** Work to do **
Return the lines below exactly, from the first line to the line that contains "icons ---------- */". Leave out pictures.

** Collected data **
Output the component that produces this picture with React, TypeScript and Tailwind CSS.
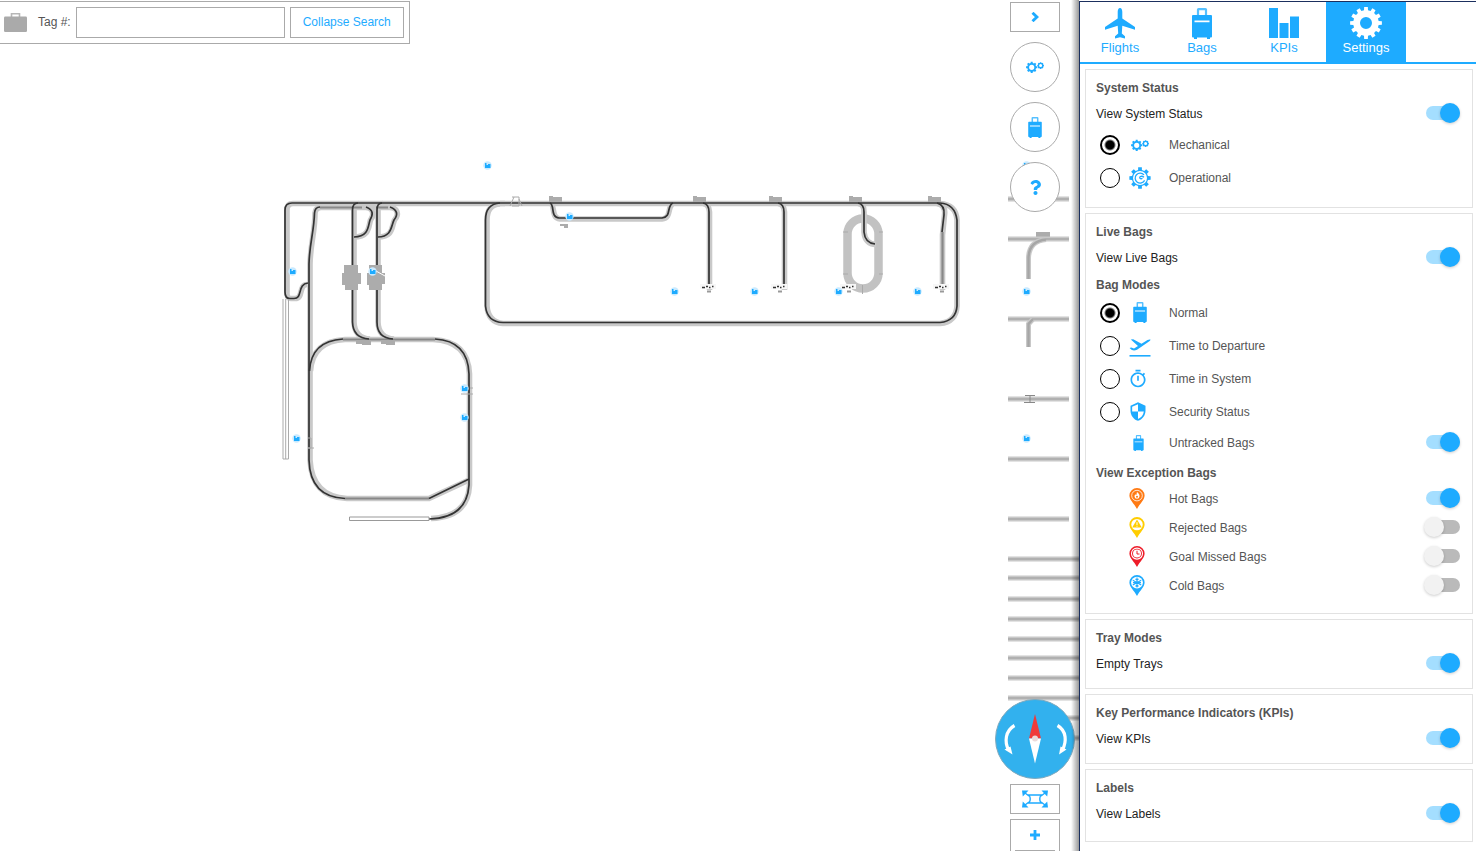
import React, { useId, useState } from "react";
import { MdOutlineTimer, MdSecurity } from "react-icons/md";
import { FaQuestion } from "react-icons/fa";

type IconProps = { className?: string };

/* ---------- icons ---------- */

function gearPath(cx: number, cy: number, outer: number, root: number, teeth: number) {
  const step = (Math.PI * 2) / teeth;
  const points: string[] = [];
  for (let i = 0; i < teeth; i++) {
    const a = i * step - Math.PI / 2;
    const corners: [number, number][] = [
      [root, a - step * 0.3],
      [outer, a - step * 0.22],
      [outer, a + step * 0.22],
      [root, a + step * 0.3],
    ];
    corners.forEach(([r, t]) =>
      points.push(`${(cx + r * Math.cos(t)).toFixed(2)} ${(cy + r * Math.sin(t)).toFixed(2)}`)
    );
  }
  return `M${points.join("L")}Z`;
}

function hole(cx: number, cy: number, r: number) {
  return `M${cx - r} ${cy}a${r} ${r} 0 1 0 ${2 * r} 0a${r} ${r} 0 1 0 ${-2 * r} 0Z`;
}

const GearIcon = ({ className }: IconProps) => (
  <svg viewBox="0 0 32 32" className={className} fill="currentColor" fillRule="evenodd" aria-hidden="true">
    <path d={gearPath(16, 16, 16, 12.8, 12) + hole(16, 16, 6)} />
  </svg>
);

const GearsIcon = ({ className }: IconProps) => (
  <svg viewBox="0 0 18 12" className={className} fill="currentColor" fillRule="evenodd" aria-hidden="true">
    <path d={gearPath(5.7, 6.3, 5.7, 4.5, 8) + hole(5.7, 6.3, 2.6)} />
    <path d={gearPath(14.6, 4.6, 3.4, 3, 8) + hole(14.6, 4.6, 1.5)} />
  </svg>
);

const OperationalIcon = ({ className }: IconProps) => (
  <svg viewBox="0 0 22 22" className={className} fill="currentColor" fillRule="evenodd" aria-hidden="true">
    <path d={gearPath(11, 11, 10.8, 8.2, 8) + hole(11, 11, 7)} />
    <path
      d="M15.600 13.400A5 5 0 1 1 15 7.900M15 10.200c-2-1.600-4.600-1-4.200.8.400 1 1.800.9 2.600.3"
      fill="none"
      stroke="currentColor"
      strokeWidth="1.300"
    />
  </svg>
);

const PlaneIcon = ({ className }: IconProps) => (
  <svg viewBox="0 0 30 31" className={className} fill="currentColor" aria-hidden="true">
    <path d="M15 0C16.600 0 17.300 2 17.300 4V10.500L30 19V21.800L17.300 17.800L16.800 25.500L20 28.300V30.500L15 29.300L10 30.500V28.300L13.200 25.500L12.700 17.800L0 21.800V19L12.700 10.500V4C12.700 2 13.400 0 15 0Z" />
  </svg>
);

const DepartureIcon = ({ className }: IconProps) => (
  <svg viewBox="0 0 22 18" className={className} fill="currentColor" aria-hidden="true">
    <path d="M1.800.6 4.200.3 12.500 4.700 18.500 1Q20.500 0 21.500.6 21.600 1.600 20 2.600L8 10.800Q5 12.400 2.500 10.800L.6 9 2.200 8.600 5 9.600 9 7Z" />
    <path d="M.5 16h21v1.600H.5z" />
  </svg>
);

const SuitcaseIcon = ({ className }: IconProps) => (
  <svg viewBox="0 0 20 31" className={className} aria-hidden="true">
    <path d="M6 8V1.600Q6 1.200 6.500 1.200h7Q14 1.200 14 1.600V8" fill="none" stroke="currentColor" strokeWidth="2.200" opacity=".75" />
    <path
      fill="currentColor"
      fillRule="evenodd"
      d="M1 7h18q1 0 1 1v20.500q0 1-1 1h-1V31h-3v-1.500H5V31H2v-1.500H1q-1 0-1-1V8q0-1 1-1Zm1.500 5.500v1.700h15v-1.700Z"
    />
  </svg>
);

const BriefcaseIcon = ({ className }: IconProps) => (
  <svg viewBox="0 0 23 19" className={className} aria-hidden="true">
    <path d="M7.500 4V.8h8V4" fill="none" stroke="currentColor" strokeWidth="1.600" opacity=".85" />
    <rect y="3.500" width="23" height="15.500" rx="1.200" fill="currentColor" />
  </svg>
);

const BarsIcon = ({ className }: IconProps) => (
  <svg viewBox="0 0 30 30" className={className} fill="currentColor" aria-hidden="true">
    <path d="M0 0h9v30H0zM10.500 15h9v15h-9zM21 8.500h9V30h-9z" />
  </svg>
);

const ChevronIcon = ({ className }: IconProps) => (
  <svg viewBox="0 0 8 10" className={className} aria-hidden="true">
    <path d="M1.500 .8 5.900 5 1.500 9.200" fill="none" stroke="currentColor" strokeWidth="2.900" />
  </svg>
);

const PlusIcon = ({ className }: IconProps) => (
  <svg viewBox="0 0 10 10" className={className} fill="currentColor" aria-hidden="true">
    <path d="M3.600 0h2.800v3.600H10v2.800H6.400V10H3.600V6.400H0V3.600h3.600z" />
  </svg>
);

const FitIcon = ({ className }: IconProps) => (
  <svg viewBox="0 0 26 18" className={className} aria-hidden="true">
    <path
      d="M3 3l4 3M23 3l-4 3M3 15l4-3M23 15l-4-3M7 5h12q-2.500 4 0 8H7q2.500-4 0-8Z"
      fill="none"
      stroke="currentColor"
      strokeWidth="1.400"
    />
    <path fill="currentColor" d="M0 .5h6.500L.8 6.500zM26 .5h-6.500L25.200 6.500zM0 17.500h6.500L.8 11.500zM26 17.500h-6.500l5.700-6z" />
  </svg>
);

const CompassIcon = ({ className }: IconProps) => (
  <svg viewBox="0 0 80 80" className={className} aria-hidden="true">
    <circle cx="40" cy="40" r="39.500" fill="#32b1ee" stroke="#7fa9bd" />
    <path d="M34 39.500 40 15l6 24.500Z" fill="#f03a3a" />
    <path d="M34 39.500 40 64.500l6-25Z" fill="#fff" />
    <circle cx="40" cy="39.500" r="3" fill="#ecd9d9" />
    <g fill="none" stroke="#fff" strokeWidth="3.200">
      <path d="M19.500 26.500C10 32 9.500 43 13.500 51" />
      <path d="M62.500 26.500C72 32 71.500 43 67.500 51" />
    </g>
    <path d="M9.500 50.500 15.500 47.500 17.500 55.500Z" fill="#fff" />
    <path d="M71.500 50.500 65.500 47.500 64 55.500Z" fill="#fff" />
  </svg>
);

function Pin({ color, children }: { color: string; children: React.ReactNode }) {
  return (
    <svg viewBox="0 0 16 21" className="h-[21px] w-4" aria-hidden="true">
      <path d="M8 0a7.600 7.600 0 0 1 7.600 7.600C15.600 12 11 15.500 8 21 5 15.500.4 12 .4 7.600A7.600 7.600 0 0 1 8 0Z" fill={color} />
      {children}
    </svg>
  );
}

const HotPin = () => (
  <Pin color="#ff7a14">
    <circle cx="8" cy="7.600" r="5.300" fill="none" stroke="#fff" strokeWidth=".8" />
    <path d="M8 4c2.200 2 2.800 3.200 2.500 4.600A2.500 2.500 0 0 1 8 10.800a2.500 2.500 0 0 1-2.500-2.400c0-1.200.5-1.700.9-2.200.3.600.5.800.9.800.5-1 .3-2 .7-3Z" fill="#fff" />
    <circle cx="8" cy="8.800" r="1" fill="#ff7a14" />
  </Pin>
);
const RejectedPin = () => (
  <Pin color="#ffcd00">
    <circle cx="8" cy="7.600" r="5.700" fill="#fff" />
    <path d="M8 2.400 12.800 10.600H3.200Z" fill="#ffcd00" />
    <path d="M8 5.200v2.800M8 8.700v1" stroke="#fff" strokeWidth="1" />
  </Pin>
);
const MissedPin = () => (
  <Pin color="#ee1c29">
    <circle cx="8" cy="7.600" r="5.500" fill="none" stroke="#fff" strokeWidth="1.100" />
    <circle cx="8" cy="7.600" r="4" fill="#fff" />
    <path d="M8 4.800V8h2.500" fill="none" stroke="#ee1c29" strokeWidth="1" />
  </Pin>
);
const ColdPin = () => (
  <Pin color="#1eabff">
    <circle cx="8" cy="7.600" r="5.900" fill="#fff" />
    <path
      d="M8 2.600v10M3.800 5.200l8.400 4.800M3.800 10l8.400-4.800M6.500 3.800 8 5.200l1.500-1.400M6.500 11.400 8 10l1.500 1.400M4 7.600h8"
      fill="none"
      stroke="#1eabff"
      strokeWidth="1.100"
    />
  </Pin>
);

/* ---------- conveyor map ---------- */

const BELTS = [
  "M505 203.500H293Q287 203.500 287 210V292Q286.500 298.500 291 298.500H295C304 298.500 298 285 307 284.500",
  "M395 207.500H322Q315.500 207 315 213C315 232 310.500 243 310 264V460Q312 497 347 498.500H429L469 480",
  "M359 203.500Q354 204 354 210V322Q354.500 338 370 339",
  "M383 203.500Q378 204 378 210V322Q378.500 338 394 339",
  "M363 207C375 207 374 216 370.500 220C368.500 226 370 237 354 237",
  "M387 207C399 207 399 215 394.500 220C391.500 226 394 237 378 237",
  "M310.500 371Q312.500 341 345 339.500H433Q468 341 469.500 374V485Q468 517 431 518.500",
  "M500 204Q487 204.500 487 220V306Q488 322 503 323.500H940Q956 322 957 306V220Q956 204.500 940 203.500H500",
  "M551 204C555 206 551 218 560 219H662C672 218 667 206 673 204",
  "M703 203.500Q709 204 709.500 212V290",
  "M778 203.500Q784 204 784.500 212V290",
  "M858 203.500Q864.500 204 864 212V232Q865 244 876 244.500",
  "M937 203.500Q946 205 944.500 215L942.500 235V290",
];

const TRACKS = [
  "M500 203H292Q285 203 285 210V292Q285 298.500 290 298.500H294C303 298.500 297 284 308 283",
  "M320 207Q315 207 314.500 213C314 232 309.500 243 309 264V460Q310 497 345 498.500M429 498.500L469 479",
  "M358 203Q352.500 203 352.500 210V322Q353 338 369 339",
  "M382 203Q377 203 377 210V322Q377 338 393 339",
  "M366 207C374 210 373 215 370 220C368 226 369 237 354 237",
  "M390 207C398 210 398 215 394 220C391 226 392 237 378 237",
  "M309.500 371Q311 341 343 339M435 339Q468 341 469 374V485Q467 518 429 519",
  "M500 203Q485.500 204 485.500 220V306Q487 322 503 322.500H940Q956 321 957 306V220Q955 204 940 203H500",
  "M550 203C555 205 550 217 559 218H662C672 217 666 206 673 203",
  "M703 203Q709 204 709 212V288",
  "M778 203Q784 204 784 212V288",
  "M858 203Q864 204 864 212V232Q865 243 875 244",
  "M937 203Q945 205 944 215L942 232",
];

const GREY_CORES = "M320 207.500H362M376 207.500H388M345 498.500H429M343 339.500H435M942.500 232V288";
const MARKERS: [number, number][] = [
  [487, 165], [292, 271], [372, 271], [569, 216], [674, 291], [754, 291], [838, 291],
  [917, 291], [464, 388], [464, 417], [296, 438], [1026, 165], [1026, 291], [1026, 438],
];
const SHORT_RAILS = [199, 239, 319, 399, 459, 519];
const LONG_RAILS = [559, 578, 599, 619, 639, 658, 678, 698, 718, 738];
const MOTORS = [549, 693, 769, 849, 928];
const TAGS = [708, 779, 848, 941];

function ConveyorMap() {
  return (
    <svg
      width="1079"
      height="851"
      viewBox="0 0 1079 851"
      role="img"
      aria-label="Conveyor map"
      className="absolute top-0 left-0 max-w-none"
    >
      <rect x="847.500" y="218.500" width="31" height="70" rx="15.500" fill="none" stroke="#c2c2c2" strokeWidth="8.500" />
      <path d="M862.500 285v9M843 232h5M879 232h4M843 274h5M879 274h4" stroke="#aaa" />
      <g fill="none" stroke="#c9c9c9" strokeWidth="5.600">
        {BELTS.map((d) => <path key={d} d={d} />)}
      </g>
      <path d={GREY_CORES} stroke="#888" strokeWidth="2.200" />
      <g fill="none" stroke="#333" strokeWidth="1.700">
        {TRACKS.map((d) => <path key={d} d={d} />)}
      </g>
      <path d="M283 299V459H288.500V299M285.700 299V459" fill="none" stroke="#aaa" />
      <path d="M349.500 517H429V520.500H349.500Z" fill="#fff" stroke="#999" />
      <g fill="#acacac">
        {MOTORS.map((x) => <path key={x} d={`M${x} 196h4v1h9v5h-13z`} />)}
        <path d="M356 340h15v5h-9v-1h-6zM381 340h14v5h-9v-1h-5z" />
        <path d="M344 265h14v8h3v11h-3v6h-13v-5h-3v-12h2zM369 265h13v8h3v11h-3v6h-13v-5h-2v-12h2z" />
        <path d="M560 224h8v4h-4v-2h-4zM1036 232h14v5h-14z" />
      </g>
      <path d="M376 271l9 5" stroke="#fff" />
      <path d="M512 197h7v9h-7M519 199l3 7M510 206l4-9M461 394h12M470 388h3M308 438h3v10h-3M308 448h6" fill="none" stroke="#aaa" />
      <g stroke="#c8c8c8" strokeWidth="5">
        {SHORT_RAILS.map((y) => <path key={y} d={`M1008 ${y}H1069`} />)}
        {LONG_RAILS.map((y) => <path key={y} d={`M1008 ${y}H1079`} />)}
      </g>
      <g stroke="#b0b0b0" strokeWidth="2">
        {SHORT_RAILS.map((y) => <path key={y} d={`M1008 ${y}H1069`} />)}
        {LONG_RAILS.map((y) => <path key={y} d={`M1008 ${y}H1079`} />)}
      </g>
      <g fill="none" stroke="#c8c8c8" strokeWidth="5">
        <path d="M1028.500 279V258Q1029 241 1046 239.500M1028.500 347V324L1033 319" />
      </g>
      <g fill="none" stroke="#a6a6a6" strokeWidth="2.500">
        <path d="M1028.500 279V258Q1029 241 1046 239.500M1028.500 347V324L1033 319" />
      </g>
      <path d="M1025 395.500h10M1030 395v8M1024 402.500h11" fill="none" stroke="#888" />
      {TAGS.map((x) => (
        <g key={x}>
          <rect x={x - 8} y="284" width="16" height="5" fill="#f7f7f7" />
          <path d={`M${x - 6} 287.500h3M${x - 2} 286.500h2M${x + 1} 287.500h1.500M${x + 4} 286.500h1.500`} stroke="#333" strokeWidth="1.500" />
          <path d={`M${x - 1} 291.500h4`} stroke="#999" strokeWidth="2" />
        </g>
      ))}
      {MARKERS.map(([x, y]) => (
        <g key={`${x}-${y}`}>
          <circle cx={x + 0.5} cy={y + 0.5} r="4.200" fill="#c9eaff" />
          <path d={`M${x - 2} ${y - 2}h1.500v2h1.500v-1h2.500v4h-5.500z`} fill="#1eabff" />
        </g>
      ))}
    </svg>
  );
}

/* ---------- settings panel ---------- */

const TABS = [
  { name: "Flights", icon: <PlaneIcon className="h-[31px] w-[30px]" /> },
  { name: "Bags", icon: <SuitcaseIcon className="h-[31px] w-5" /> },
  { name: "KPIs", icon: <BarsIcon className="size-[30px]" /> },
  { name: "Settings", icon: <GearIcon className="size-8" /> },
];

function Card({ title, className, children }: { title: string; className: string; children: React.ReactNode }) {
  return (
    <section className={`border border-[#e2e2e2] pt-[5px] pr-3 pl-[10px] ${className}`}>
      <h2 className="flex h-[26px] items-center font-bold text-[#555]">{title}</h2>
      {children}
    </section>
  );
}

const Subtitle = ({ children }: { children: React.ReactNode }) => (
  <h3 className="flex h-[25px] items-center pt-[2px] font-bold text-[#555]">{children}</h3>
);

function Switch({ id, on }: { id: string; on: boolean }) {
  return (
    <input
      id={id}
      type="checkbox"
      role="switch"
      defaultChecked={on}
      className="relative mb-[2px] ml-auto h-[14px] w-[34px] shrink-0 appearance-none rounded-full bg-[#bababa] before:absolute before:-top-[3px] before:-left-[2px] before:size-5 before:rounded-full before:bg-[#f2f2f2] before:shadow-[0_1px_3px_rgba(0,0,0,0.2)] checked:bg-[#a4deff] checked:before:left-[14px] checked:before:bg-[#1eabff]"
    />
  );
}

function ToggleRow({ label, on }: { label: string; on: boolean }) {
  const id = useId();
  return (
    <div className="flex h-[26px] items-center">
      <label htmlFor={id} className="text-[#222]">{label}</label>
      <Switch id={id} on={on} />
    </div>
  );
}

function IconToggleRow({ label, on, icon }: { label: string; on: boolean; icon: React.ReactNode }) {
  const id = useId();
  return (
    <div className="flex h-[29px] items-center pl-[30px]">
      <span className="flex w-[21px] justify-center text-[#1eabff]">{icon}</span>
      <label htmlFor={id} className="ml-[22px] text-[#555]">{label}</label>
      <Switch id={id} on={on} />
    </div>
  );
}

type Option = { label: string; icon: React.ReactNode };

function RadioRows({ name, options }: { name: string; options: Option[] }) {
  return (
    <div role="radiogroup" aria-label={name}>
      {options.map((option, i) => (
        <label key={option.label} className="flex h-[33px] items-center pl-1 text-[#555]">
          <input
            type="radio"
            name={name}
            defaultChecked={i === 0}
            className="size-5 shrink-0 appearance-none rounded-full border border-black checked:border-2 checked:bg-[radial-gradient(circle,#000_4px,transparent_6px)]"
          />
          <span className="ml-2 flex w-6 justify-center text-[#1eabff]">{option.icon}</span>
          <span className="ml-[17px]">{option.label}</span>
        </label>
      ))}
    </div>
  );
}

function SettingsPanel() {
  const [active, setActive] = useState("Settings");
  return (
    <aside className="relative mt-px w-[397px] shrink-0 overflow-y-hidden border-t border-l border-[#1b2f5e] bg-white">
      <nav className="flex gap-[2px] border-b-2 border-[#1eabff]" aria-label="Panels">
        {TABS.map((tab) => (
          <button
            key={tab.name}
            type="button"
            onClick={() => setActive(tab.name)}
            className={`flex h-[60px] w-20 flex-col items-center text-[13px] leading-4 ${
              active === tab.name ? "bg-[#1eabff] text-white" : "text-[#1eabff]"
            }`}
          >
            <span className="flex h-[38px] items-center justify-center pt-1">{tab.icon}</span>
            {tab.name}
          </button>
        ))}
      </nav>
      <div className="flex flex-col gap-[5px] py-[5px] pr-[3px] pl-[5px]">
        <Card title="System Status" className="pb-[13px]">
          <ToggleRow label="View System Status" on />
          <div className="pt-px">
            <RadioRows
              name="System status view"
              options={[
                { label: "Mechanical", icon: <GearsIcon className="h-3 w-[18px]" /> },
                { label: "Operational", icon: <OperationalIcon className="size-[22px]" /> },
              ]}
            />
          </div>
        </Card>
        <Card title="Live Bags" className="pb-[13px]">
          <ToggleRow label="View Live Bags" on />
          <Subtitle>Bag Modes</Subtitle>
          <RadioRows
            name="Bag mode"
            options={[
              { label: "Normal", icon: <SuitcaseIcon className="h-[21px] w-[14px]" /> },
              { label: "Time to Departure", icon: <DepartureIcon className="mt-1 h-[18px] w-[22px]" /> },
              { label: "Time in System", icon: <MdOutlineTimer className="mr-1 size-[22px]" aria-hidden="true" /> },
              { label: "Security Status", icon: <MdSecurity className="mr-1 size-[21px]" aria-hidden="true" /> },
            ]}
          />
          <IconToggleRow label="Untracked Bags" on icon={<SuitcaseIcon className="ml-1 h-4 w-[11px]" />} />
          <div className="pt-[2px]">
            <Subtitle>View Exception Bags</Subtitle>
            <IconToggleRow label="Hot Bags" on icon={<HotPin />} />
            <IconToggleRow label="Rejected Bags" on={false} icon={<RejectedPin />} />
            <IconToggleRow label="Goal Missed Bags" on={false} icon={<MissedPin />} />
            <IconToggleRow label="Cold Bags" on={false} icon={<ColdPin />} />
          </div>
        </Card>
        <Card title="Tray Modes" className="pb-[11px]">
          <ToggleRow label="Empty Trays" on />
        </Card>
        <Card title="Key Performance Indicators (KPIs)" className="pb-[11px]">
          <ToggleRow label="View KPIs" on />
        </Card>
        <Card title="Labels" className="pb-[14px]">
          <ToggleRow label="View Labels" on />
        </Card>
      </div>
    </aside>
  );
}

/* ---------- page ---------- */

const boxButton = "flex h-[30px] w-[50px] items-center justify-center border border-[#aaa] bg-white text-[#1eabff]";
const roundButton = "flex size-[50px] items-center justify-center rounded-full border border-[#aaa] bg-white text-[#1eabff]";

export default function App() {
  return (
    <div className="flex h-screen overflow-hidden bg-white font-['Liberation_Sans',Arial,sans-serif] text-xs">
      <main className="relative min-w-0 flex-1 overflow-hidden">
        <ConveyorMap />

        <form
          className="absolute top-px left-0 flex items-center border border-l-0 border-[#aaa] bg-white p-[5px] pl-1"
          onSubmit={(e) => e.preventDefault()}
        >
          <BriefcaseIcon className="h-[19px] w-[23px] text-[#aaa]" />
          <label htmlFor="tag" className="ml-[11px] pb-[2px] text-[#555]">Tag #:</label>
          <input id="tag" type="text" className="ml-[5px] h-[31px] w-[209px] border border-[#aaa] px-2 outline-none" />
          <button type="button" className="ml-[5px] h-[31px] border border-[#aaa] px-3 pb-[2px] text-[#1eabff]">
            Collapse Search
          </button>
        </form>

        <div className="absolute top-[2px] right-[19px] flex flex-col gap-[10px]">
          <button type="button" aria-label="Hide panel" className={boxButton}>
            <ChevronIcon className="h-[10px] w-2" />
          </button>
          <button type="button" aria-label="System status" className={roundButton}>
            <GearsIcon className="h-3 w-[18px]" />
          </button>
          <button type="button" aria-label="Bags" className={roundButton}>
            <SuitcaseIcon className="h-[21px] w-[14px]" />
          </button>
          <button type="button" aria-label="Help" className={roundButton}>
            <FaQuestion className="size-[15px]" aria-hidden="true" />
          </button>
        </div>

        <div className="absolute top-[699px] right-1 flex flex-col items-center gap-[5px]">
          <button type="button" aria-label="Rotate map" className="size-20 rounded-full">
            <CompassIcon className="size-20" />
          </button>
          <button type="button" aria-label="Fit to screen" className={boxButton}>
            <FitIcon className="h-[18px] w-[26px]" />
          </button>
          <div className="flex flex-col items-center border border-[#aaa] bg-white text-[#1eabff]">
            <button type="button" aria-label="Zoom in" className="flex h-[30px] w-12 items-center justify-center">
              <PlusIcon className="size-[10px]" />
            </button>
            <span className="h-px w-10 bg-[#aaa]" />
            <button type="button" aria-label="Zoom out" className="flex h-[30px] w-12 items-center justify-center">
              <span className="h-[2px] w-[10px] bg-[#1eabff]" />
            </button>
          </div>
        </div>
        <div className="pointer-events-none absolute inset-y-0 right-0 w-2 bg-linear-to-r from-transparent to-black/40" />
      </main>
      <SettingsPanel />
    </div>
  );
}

** The result **
Output the component that produces this picture with React, TypeScript and Tailwind CSS.
import React, { useId, useState } from "react";
import { MdOutlineTimer, MdSecurity } from "react-icons/md";
import { FaQuestion } from "react-icons/fa";

type IconProps = { className?: string };

/* ---------- icons ---------- */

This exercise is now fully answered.